» Task directions
Write the listing below out again exactly, dropping the images.

» Material provided
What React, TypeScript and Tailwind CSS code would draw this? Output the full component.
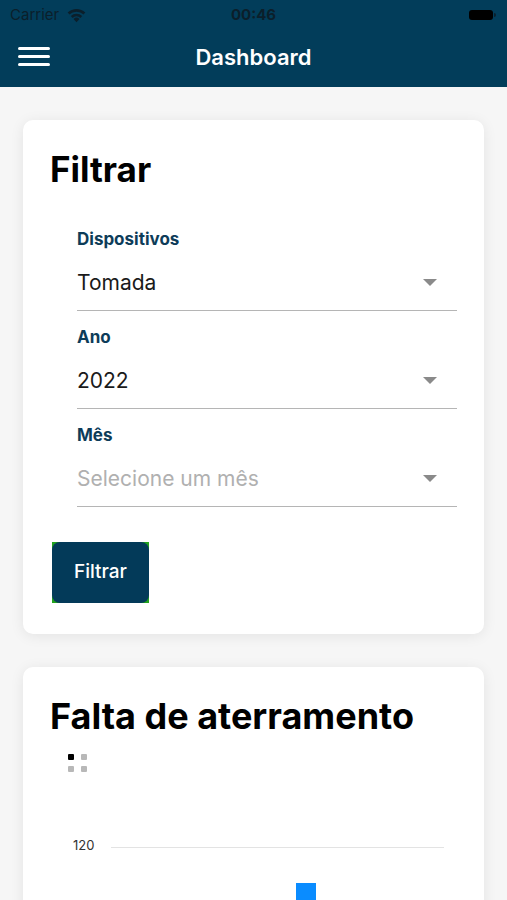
const font = { fontFamily: 'Inter, "Noto Sans", sans-serif' }

function SelectField({ label, value, placeholder }: { label: string; value?: string; placeholder?: string }) {
  return (
    <div className="flex flex-col">
      <span className="text-[17px] font-bold leading-[22px] text-[#0d3c59]">{label}</span>
      <div className="flex h-[61px] items-center justify-between border-b border-[#b5b5b5] pr-[20px] pt-[6px]">
        <span className={`text-[21px] ${value ? 'text-[#1a1a1a]' : 'text-[#b0b0b0]'}`}>{value ?? placeholder}</span>
        <svg width="14" height="8" viewBox="0 0 14 8"><path d="M0 0h14L7 7z" fill="#8a8a8a" /></svg>
      </div>
    </div>
  )
}

export default function App() {
  return (
    <div className="min-h-screen bg-[#f6f6f6]" style={font}>
      <div className="bg-[#023d5a]">
        <div className="relative flex h-[30px] items-center px-[10px]">
          <span className="text-[15px] text-[#0b1f2b]">Carrier</span>
          <svg className="ml-[7px]" width="21" height="16" viewBox="0 0 20 15">
            <path d="M10 14.5 7.2 11.3a4 4 0 0 1 5.6 0z" fill="#0b1f2b" />
            <path d="M4.6 8.4a7.8 7.8 0 0 1 10.8 0l-1.7 1.9a5.3 5.3 0 0 0-7.4 0z" fill="#0b1f2b" />
            <path d="M1.6 5.2a12 12 0 0 1 16.8 0l-1.7 1.9a9.5 9.5 0 0 0-13.4 0z" fill="#0b1f2b" />
          </svg>
          <span className="absolute left-1/2 -translate-x-1/2 text-[15px] font-bold text-[#0b1f2b]">00:46</span>
          <div className="ml-auto mr-[1px] flex items-center">
            <div className="h-[10px] w-[24px] rounded-[3px] bg-black" />
            <div className="ml-[1px] h-[4px] w-[2px] rounded-r-sm bg-[#0b1f2b]" />
          </div>
        </div>
        <div className="relative flex h-[57px] items-center px-[18px]">
          <div className="-mt-[4px] flex w-[32px] flex-col gap-[5px]">
            <div className="h-[3px] rounded bg-white" />
            <div className="h-[3px] rounded bg-white" />
            <div className="h-[3px] rounded bg-white" />
          </div>
          <span className="absolute left-1/2 -mt-[3px] -translate-x-1/2 text-[22px] font-semibold text-white">Dashboard</span>
        </div>
      </div>

      <div className="flex flex-col gap-[33px] px-[23px] pt-[33px]">
        <div className="rounded-[10px] bg-white pb-[31px] pl-[27px] pr-[27px] pt-[26px] shadow-[0_2px_14px_rgba(0,0,0,0.08)]">
          <h2 className="text-[35px] font-bold leading-[46px] text-black">Filtrar</h2>
          <div className="mt-[36px] flex flex-col gap-[15px] pl-[27px]">
            <SelectField label="Dispositivos" value="Tomada" />
            <SelectField label="Ano" value="2022" />
            <SelectField label="Mês" placeholder="Selecione um mês" />
          </div>
          <div className="ml-[2px] mt-[35px] inline-block bg-[#22a21e]">
            <button className="h-[61px] w-[97px] rounded-[8px] bg-[#033a59] text-[19px] font-medium text-white">Filtrar</button>
          </div>
        </div>

        <div className="h-[300px] rounded-[10px] bg-white pl-[27px] pr-[27px] pt-[26px] shadow-[0_2px_14px_rgba(0,0,0,0.08)]">
          <h2 className="text-[36px] font-bold leading-[46px] text-black">Falta de aterramento</h2>
          <div className="ml-[18px] mt-[15px] grid w-[19px] grid-cols-2 gap-[6px]">
            <div className="h-[6px] w-[6px] rounded-[1px] bg-black" />
            <div className="h-[6px] w-[6px] rounded-[1px] bg-[#b8b8b8]" />
            <div className="h-[6px] w-[6px] rounded-[1px] bg-[#b8b8b8]" />
            <div className="h-[6px] w-[6px] rounded-[1px] bg-[#b8b8b8]" />
          </div>
          <div className="mt-[64px] flex items-center pl-[23px]">
            <span className="w-[38px] text-[13px] text-[#333]">120</span>
            <div className="mt-[4px] h-px w-[333px] bg-[#e3e3e3]" />
          </div>
          <div className="ml-[246px] mt-[27px] h-[40px] w-[20px] bg-[#0a8cff]" />
        </div>
      </div>
    </div>
  )
}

» Response to this task
What React, TypeScript and Tailwind CSS code would draw this? Output the full component.
const font = { fontFamily: 'Inter, "Noto Sans", sans-serif' }

function SelectField({ label, value, placeholder }: { label: string; value?: string; placeholder?: string }) {
  return (
    <div className="flex flex-col">
      <span className="text-[17px] font-bold leading-[22px] text-[#0d3c59]">{label}</span>
      <div className="flex h-[61px] items-center justify-between border-b border-[#b5b5b5] pr-[20px] pt-[6px]">
        <span className={`text-[21px] ${value ? 'text-[#1a1a1a]' : 'text-[#b0b0b0]'}`}>{value ?? placeholder}</span>
        <svg width="14" height="8" viewBox="0 0 14 8"><path d="M0 0h14L7 7z" fill="#8a8a8a" /></svg>
      </div>
    </div>
  )
}

export default function App() {
  return (
    <div className="min-h-screen bg-[#f6f6f6]" style={font}>
      <div className="bg-[#023d5a]">
        <div className="relative flex h-[30px] items-center px-[10px]">
          <span className="text-[15px] text-[#0b1f2b]">Carrier</span>
          <svg className="ml-[7px]" width="21" height="16" viewBox="0 0 20 15">
            <path d="M10 14.5 7.2 11.3a4 4 0 0 1 5.6 0z" fill="#0b1f2b" />
            <path d="M4.6 8.4a7.8 7.8 0 0 1 10.8 0l-1.7 1.9a5.3 5.3 0 0 0-7.4 0z" fill="#0b1f2b" />
            <path d="M1.6 5.2a12 12 0 0 1 16.8 0l-1.7 1.9a9.5 9.5 0 0 0-13.4 0z" fill="#0b1f2b" />
          </svg>
          <span className="absolute left-1/2 -translate-x-1/2 text-[15px] font-bold text-[#0b1f2b]">00:46</span>
          <div className="ml-auto mr-[1px] flex items-center">
            <div className="h-[10px] w-[24px] rounded-[3px] bg-black" />
            <div className="ml-[1px] h-[4px] w-[2px] rounded-r-sm bg-[#0b1f2b]" />
          </div>
        </div>
        <div className="relative flex h-[57px] items-center px-[18px]">
          <div className="-mt-[4px] flex w-[32px] flex-col gap-[5px]">
            <div className="h-[3px] rounded bg-white" />
            <div className="h-[3px] rounded bg-white" />
            <div className="h-[3px] rounded bg-white" />
          </div>
          <span className="absolute left-1/2 -mt-[3px] -translate-x-1/2 text-[22px] font-semibold text-white">Dashboard</span>
        </div>
      </div>

      <div className="flex flex-col gap-[33px] px-[23px] pt-[33px]">
        <div className="rounded-[10px] bg-white pb-[31px] pl-[27px] pr-[27px] pt-[26px] shadow-[0_2px_14px_rgba(0,0,0,0.08)]">
          <h2 className="text-[35px] font-bold leading-[46px] text-black">Filtrar</h2>
          <div className="mt-[36px] flex flex-col gap-[15px] pl-[27px]">
            <SelectField label="Dispositivos" value="Tomada" />
            <SelectField label="Ano" value="2022" />
            <SelectField label="Mês" placeholder="Selecione um mês" />
          </div>
          <div className="ml-[2px] mt-[35px] inline-block bg-[#22a21e]">
            <button className="h-[61px] w-[97px] rounded-[8px] bg-[#033a59] text-[19px] font-medium text-white">Filtrar</button>
          </div>
        </div>

        <div className="h-[300px] rounded-[10px] bg-white pl-[27px] pr-[27px] pt-[26px] shadow-[0_2px_14px_rgba(0,0,0,0.08)]">
          <h2 className="text-[36px] font-bold leading-[46px] text-black">Falta de aterramento</h2>
          <div className="ml-[18px] mt-[15px] grid w-[19px] grid-cols-2 gap-[6px]">
            <div className="h-[6px] w-[6px] rounded-[1px] bg-black" />
            <div className="h-[6px] w-[6px] rounded-[1px] bg-[#b8b8b8]" />
            <div className="h-[6px] w-[6px] rounded-[1px] bg-[#b8b8b8]" />
            <div className="h-[6px] w-[6px] rounded-[1px] bg-[#b8b8b8]" />
          </div>
          <div className="mt-[64px] flex items-center pl-[23px]">
            <span className="w-[38px] text-[13px] text-[#333]">120</span>
            <div className="mt-[4px] h-px w-[333px] bg-[#e3e3e3]" />
          </div>
          <div className="ml-[246px] mt-[27px] h-[40px] w-[20px] bg-[#0a8cff]" />
        </div>
      </div>
    </div>
  )
}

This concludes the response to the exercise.